Speaking to the Local Democracy Reporting Service after the LCCA meeting, Blackburn with Darwen leader Phil Riley – who has long championed a mayor for Lancashire – said it would be “senseless” for the county to become the only place in the North of England that did not have one.

“Just in practical terms, when every piece of money is doled out, we in Lancashire would have to write in and ask, “Where do we fit in with this?” he warned.

Cllr Riley said that should the government respond to Lancashire’s letter with the list of benefits he expects ministers to set out, “there would be no reason why Lancashire would not then proceed to have a mayoral election”.

Blackpool Council leader Lynn Williams – who has previously spoken about Lancashire being on “the bus” to a deeper devolution destination that the stop it currently sits at – was also approached for comment.

However, at the LCCA meeting itself, the authority’s other district council representative – Wyre Council leader Michael Vincent – said that there is currently a dearth of evidence as to the benefits of the current arrangements, which would enable a meaningful comparison between the mayoral model and the status quo.

“I’m in favour of the existing model.
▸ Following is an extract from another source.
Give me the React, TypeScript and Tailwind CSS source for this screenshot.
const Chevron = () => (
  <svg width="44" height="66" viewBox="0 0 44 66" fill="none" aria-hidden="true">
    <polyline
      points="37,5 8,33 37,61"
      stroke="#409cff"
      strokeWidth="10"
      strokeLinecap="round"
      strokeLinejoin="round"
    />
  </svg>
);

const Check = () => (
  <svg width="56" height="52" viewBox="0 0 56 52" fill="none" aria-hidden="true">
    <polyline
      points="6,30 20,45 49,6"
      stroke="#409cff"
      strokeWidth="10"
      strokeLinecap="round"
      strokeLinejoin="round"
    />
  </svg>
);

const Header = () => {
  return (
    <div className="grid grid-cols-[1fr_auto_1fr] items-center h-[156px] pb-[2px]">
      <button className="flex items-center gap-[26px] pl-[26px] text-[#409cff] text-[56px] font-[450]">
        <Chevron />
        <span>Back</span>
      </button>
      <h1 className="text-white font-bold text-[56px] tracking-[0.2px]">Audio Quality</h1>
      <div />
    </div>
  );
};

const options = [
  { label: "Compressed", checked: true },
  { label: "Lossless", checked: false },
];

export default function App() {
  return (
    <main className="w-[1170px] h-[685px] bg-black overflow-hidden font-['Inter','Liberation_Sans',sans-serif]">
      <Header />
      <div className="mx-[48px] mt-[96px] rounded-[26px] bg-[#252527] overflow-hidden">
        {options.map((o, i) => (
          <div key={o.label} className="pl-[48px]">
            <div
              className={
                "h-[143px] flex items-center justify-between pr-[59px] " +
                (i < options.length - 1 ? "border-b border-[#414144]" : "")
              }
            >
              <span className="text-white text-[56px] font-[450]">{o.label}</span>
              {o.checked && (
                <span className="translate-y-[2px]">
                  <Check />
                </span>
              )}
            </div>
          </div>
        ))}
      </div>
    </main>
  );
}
The issue for me is that if it’s going to be justified going forward – when we can see what investment mayors do bring for other areas – what we need to be able to do is make the case for how the non-mayoral LCCA is also securing investment for our area,” Cllr Vincent said.
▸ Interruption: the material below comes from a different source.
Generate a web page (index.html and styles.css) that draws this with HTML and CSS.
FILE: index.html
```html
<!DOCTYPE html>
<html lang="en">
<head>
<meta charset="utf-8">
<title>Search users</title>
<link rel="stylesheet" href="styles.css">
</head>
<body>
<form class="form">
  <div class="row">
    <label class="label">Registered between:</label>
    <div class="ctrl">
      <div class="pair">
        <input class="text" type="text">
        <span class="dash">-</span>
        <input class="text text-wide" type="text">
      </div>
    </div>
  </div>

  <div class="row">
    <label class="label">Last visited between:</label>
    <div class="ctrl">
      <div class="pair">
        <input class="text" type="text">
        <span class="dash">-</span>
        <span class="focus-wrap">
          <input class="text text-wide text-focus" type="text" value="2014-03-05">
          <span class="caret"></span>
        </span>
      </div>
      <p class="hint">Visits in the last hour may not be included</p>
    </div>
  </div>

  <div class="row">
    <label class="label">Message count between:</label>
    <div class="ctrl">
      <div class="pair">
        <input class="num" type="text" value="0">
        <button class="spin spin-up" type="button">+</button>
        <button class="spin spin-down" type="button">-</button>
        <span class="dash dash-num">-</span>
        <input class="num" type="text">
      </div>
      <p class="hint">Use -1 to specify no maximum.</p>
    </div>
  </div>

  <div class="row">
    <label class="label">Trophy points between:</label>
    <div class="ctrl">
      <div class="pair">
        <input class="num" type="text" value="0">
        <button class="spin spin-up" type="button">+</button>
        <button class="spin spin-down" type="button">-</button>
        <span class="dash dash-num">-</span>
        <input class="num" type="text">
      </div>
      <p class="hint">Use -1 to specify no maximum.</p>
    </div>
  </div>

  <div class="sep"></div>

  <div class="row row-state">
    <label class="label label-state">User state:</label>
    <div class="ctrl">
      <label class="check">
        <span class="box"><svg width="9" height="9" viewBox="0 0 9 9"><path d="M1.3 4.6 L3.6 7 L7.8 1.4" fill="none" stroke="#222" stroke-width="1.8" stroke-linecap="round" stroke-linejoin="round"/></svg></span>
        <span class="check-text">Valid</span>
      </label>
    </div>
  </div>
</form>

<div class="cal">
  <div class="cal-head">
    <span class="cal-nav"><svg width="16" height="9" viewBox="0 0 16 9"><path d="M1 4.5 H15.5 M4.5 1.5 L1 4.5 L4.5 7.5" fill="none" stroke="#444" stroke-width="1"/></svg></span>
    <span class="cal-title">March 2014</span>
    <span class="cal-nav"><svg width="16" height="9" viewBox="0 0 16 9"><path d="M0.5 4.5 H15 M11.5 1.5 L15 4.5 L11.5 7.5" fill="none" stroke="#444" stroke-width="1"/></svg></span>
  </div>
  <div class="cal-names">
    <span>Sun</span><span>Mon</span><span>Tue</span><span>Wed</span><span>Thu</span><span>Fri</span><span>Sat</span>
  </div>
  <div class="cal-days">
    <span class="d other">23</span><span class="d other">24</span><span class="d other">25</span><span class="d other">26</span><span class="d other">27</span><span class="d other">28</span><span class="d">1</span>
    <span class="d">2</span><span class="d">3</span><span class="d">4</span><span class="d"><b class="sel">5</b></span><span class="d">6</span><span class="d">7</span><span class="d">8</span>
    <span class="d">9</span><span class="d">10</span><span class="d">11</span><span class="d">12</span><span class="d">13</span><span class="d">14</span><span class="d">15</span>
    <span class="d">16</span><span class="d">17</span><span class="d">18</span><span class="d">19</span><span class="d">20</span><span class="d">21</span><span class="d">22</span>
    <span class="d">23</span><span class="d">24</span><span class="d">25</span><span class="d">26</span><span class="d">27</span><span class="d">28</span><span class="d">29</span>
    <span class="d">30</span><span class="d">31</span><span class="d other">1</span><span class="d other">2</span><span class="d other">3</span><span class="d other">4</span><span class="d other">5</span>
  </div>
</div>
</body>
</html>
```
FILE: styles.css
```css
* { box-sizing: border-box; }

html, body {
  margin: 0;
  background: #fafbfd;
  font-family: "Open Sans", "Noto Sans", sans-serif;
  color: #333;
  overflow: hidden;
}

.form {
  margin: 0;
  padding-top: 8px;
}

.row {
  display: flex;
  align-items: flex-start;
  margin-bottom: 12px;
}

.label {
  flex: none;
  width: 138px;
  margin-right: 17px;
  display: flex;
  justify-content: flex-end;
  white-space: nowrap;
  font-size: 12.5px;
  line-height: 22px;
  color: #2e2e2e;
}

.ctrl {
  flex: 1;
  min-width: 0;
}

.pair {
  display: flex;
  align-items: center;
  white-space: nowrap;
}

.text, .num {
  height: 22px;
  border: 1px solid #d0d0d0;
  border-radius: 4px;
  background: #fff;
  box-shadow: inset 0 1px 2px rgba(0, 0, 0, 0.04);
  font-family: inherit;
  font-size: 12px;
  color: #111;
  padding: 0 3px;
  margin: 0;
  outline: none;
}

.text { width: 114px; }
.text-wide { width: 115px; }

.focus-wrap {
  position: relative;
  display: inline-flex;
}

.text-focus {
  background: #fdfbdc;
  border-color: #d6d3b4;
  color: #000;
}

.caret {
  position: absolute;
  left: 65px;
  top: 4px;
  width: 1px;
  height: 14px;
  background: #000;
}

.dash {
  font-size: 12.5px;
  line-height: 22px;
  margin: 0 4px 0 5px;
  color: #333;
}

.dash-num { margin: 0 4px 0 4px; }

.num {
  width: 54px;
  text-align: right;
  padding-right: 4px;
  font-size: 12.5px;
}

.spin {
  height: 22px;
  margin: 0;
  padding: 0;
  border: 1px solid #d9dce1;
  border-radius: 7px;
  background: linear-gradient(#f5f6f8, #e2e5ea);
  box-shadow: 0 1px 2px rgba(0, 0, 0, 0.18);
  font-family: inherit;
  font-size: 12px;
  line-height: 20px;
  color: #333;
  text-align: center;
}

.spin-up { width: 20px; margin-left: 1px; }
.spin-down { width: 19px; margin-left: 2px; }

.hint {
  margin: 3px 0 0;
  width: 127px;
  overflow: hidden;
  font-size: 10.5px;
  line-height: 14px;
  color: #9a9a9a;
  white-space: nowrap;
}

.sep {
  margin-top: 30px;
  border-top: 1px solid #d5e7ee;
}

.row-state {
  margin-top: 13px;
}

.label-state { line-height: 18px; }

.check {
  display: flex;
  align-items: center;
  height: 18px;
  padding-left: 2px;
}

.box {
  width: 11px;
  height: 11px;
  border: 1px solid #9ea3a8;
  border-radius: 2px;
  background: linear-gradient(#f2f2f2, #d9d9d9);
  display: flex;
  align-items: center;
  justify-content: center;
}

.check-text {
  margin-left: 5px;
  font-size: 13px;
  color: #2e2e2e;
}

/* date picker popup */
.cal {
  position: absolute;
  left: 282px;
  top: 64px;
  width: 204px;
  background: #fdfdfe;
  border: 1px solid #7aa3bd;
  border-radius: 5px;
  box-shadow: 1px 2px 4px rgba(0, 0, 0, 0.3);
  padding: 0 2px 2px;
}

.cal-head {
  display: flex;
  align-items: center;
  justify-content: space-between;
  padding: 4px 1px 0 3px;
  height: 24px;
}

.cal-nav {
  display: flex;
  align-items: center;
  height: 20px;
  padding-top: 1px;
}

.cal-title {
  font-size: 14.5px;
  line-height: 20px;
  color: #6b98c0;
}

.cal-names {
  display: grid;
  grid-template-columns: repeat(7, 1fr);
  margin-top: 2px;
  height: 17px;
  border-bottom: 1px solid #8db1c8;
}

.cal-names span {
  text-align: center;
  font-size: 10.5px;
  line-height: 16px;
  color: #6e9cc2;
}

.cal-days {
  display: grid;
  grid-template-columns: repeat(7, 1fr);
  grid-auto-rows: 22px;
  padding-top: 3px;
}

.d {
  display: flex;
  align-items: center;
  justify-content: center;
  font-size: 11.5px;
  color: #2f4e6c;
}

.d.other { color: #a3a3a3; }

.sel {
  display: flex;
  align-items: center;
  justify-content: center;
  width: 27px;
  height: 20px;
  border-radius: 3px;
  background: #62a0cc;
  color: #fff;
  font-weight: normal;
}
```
He also questioned the wisdom of creating a new mayor-led combined authority in 2027, when its component parts – which would be all 15 of Lancashire’s councils, unlike the current top-tier LCCA set-up – are due to be dismantled just 12 months later as part of the separate process of streamlining local government, which has been set in train by ministers.

The introduction of a mayor would, under the present system, have to be ratified by the members of Lancashire County Council, Blackpool Council and Blackburn with Darwen Council.